Cossey v. House

296 S.W.2d 199 | Ark. | 1956

George Rose Smith, J.

By this suit the appellants, Coy Cossey and his wife, seek to recover a strip of land which they claim by adverse possession. The appellee Clem House is the record owner of the property. The chancellor found that the plaintiffs’ control of the disputed strip has not been of sufficient nature or of sufficient duration to invest them with title by adverse possession. The court accordingly dismissed the appellants’ complaint.

The strip in controversy may be described as the north two and a half chains of a forty-acre tract owned by House. In 1924 House bought this tract; he has lived on it ever since. During all that time a few cleared acres in the north part of the forty have been under fence. On the northern edge of the cleared land this fence runs about two thirds of the way across the forty and is two and a half chains south of the north line of the forty acres. Thus the area now in controversy lies for the most part between the fence and the north boundary of House’s land. House has paid the taxes upon his forty acres throughout the period of his ownership.
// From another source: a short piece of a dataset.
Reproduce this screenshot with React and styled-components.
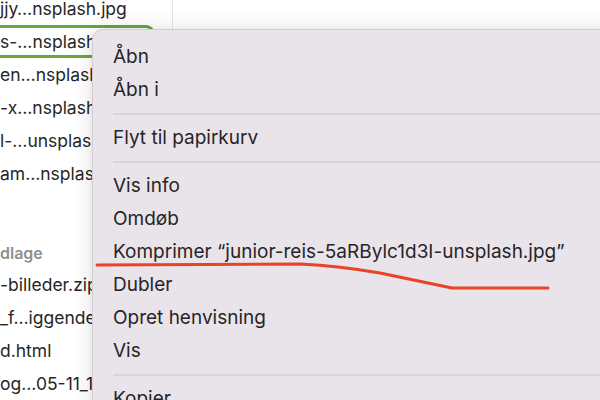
import React from "react";
import styled, { createGlobalStyle } from "styled-components";

const Global = createGlobalStyle`
  html, body { margin: 0; padding: 0; background: #ffffff; overflow: hidden; }
  #root { width: 600px; height: 400px; }
`;

const Screen = styled.div`
  position: relative;
  width: 600px;
  height: 400px;
  overflow: hidden;
  display: flex;
  background: #ffffff;
  font-family: Inter, "Liberation Sans", sans-serif;
`;

const Column = styled.div`
  width: 172px;
  flex: none;
  border-right: 1px solid #e3e3e3;
  overflow: hidden;
`;

const NextColumn = styled.div`
  flex: 1;
  background: #ffffff;
`;

const List = styled.div`
  margin: -8px 0 0 -20px;
  display: flex;
  flex-direction: column;
`;

const Row = styled.div`
  box-sizing: border-box;
  height: 33px;
  margin-right: ${p => (p.$selected ? "17px" : "0")};
  border: ${p => (p.$selected ? "3px solid #66a83f" : "none")};
  border-radius: ${p => (p.$selected ? "9px" : "0")};
  line-height: ${p => (p.$selected ? "27px" : "33px")};
  padding-left: ${p => (p.$selected ? "17px" : "20px")};
  font-size: 17.5px;
  color: #262626;
  white-space: nowrap;
  overflow: hidden;
`;

const SectionHeader = styled.div`
  padding: 53px 0 5px 20px;
  line-height: 20px;
  font-size: 16px;
  font-weight: 600;
  color: #8f8f8f;
  white-space: nowrap;
`;

const Menu = styled.div`
  position: absolute;
  left: 92px;
  top: 29px;
  width: 540px;
  height: 420px;
  box-sizing: border-box;
  padding-top: 10px;
  background: #e9e4ea;
  border: 1px solid #d2cdd3;
  border-radius: 11px;
  box-shadow: 0 0 22px rgba(0, 0, 0, 0.12), 0 2px 6px rgba(0, 0, 0, 0.06);
  display: flex;
  flex-direction: column;
`;

const Item = styled.div`
  height: 33px;
  line-height: 33px;
  padding-left: 20px;
  font-size: 19px;
  color: #272527;
  white-space: nowrap;
`;

const Separator = styled.div`
  height: 2px;
  margin: 6.5px 0 6.5px 20px;
  background: #d9d4da;
`;

const Annotation = styled.svg`
  position: absolute;
  left: 0;
  top: 0;
  pointer-events: none;
`;

const files = [
  "jjy…nsplash.jpg",
  "s-…nsplash.jpg",
  "en…nsplash.jpg",
  "-x…nsplash.jpg",
  "l-…unsplash.jpg",
  "am…nsplash.jpg",
];

const files2 = ["-billeder.zip", "_f…iggende.pdf", "d.html", "og…05-11_14.png"];

export default function App() {
  return (
    <>
      <Global />
      <Screen>
        <Column>
          <List>
            {files.map((f, i) => (
              <Row key={f} $selected={i === 1}>{f}</Row>
            ))}
            <SectionHeader>dlage</SectionHeader>
            {files2.map(f => (
              <Row key={f}>{f}</Row>
            ))}
          </List>
        </Column>
        <NextColumn />
        <Menu>
          <Item>Åbn</Item>
          <Item>Åbn i</Item>
          <Separator />
          <Item>Flyt til papirkurv</Item>
          <Separator />
          <Item>Vis info</Item>
          <Item>Omdøb</Item>
          <Item>Komprimer “junior-reis-5aRBylc1d3I-unsplash.jpg”</Item>
          <Item>Dubler</Item>
          <Item>Opret henvisning</Item>
          <Item>Vis</Item>
          <Separator />
          <Item>Kopier</Item>
        </Menu>
        <Annotation width="600" height="400" viewBox="0 0 600 400">
          <path
            d="M97 265 L300 264 Q340 266 380 273 L452 288 L548 288"
            fill="none"
            stroke="#ea4127"
            strokeWidth="3"
            strokeLinecap="round"
            strokeLinejoin="round"
          />
        </Annotation>
      </Screen>
    </>
  );
}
In weighing the appellants’ claim of adverse possession we must take as a starting point the fundamental rule that “a landowner who puts his fence inside his boundary line does not thereby lose title to the strip on the other side. That loss would occur only if his neighbor should take possession of the strip and hold it for the required period of years.” Brown Paper Mill Co., Inc. v. Warnix, 222 Ark. 417, 259 S. W. 2d 495. Hence the bare fact that the disputed strip lies outside the fence does not affect House’s legal title to the land. It was incumbent upon the appellants, as the plaintiffs in the case, to show by a preponderance of the evidence that they have acquired the title by adverse possession.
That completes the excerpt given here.